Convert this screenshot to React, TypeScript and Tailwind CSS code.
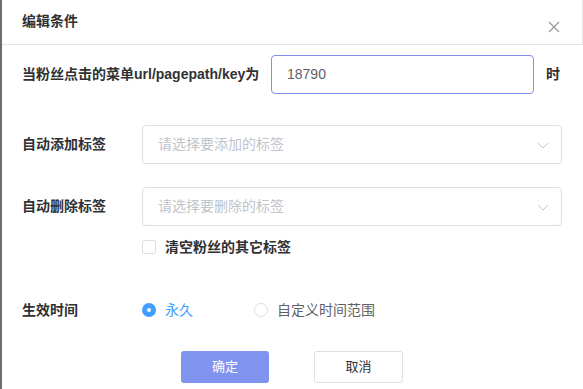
import React, { useState } from 'react';

const font = { fontFamily: '"Liberation Sans", "Noto Sans CJK SC", sans-serif' };

const Chevron: React.FC = () => (
  <svg width="12" height="12" viewBox="0 0 12 12" fill="none" className="shrink-0">
    <path d="M1 4l5 5 5-5" stroke="#c0c4cc" strokeWidth="1" />
  </svg>
);

const SelectBox: React.FC<{ placeholder: string }> = ({ placeholder }) => (
  <div className="flex h-[39px] w-[420px] items-center justify-between rounded-[4px] border border-[#dcdfe6] bg-white pl-[15px] pr-[12px]">
    <span className="text-[14px] text-[#c0c4cc]">{placeholder}</span>
    <Chevron />
  </div>
);

export default function App() {
  const [forever, setForever] = useState(true);
  const [clearOthers, setClearOthers] = useState(false);

  return (
    <div className="h-[389px] w-[583px] overflow-hidden border-l-2 border-[#6d6d70] bg-white" style={font}>
      <div className="flex h-[45px] items-start justify-between border-b border-r border-[#e4e4e4] pl-[20px] pr-[22px]">
        <h2 className="mt-[11px] text-[14px] font-bold leading-[20px] text-[#303133]">编辑条件</h2>
        <svg width="12" height="12" viewBox="0 0 12 12" className="mt-[21px]">
          <path d="M1 1l10 10M11 1L1 11" stroke="#909399" strokeWidth="1.1" />
        </svg>
      </div>

      <div className="pl-[20px]">
        <div className="mt-[10px] flex items-center">
          <span className="w-[249px] text-[14px] font-bold text-[#303133]">当粉丝点击的菜单url/pagepath/key为</span>
          <div className="flex h-[39px] w-[263px] items-center rounded-[4px] border border-[#7f90ee] px-[15px] text-[14px] text-[#606266]">
            18790
          </div>
          <span className="ml-[12px] text-[14px] font-bold text-[#303133]">时</span>
        </div>

        <div className="mt-[31px] flex items-center">
          <span className="w-[120px] text-[14px] font-bold text-[#303133]">自动添加标签</span>
          <SelectBox placeholder="请选择要添加的标签" />
        </div>

        <div className="mt-[23px] flex items-center">
          <span className="w-[120px] text-[14px] font-bold text-[#303133]">自动删除标签</span>
          <SelectBox placeholder="请选择要删除的标签" />
        </div>

        <div className="ml-[120px] mt-[11px] flex h-[20px] items-center">
          <button
            onClick={() => setClearOthers(!clearOthers)}
            className="h-[14px] w-[14px] rounded-[2px] border border-[#dcdfe6] bg-white"
          />
          <span className="ml-[9px] text-[14px] font-bold text-[#303133]">清空粉丝的其它标签</span>
        </div>

        <div className="mt-[43px] flex h-[20px] items-center">
          <span className="w-[120px] text-[14px] font-bold text-[#303133]">生效时间</span>
          <button onClick={() => setForever(true)} className="flex items-center">
            <span
              className={
                forever
                  ? 'flex h-[14px] w-[14px] items-center justify-center rounded-full bg-[#409eff]'
                  : 'h-[14px] w-[14px] rounded-full border border-[#dcdfe6]'
              }
            >
              {forever && <span className="h-[4px] w-[4px] rounded-full bg-white" />}
            </span>
            <span className={`ml-[9px] text-[14px] ${forever ? 'text-[#409eff]' : 'text-[#606266]'}`}>永久</span>
          </button>
          <button onClick={() => setForever(false)} className="ml-[61px] flex items-center">
            <span
              className={
                !forever
                  ? 'flex h-[14px] w-[14px] items-center justify-center rounded-full bg-[#409eff]'
                  : 'h-[14px] w-[14px] rounded-full border border-[#dcdfe6]'
              }
            >
              {!forever && <span className="h-[4px] w-[4px] rounded-full bg-white" />}
            </span>
            <span className={`ml-[9px] text-[14px] ${!forever ? 'text-[#409eff]' : 'text-[#606266]'}`}>自定义时间范围</span>
          </button>
        </div>

        <div className="ml-[159px] mt-[31px] flex gap-[45px]">
          <button className="h-[32px] w-[88px] rounded-[3px] bg-[#8093ef] text-[13px] text-white">确定</button>
          <button className="h-[32px] w-[89px] rounded-[3px] border border-[#dcdfe6] bg-white text-[13px] text-[#303133]">
            取消
          </button>
        </div>
      </div>
    </div>
  );
}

+---+

• [TO BE DONE]: Go from the first line of the listing to the line holding "const [clearOthers, setClearOthers]" and, please, transcribe those lines exactly, both included, with no pictures.

• [RESPONSE TO THE EXERCISE]:
Convert this screenshot to React, TypeScript and Tailwind CSS code.
import React, { useState } from 'react';

const font = { fontFamily: '"Liberation Sans", "Noto Sans CJK SC", sans-serif' };

const Chevron: React.FC = () => (
  <svg width="12" height="12" viewBox="0 0 12 12" fill="none" className="shrink-0">
    <path d="M1 4l5 5 5-5" stroke="#c0c4cc" strokeWidth="1" />
  </svg>
);

const SelectBox: React.FC<{ placeholder: string }> = ({ placeholder }) => (
  <div className="flex h-[39px] w-[420px] items-center justify-between rounded-[4px] border border-[#dcdfe6] bg-white pl-[15px] pr-[12px]">
    <span className="text-[14px] text-[#c0c4cc]">{placeholder}</span>
    <Chevron />
  </div>
);

export default function App() {
  const [forever, setForever] = useState(true);
  const [clearOthers, setClearOthers] = useState(false);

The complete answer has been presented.